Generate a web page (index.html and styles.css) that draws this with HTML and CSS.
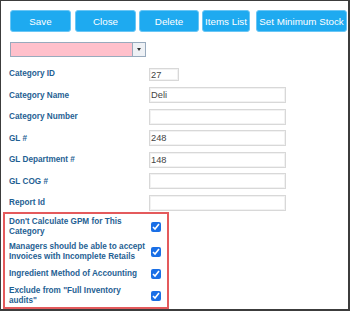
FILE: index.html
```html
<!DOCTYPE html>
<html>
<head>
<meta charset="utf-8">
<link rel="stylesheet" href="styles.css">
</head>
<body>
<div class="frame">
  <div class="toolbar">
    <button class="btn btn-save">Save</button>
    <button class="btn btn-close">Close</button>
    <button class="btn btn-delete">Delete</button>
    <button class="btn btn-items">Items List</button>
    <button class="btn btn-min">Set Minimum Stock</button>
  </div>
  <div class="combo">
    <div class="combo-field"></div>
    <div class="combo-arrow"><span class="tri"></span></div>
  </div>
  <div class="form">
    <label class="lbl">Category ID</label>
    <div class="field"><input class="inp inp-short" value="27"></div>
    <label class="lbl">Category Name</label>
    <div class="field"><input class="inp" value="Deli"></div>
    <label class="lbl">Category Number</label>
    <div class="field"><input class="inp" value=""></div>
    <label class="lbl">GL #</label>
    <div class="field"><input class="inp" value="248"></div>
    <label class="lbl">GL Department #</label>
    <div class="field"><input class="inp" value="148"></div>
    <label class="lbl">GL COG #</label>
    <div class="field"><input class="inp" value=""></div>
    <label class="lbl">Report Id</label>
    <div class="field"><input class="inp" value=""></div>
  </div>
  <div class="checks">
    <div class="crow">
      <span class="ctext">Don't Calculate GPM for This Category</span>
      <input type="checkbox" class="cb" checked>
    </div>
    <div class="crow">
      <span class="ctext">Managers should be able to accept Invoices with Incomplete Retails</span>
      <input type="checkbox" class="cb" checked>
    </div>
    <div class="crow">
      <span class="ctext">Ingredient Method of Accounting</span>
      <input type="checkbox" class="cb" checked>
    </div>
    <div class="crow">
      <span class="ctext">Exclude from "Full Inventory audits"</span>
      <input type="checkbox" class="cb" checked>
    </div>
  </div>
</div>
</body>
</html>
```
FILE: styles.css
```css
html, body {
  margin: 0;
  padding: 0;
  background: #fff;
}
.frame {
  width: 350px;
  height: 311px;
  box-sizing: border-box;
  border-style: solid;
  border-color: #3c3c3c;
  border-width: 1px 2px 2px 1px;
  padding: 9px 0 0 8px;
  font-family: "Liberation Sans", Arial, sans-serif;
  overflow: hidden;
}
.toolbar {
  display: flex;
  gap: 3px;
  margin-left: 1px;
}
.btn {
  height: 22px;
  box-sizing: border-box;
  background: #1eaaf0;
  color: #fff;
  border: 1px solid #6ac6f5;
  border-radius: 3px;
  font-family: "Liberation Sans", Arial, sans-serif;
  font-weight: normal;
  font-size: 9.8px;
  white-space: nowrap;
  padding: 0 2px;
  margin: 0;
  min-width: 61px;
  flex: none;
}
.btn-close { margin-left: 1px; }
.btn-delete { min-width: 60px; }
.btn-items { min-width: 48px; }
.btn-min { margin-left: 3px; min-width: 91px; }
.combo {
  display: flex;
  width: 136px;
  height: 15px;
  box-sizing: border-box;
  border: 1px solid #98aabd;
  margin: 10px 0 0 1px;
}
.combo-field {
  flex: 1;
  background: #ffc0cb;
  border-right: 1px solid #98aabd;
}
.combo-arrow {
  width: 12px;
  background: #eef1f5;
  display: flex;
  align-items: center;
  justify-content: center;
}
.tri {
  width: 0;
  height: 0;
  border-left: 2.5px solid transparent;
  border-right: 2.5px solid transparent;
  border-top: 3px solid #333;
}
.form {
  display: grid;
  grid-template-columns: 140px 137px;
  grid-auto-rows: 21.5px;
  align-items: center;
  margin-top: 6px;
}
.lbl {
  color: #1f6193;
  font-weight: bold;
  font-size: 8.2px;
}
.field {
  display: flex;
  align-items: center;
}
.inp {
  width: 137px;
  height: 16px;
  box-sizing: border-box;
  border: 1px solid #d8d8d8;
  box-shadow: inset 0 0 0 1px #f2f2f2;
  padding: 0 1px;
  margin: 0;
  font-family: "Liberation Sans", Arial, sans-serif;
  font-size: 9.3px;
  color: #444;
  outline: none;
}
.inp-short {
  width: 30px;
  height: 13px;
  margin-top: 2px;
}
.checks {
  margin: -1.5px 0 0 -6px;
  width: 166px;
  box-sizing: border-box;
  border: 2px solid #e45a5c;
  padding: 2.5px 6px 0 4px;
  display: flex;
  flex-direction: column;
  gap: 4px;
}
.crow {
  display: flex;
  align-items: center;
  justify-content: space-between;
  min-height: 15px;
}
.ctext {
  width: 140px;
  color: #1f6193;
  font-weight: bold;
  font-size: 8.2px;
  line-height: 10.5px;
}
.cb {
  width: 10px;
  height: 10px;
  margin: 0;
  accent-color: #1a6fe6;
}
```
....................
● **CHALLENGE**:
Lines containing the string "styles" are to be selected and copied.

● **RESPONSE TO THIS EXERCISE**:
Generate a web page (index.html and styles.css) that draws this with HTML and CSS.
<link rel="stylesheet" href="styles.css">
FILE: styles.css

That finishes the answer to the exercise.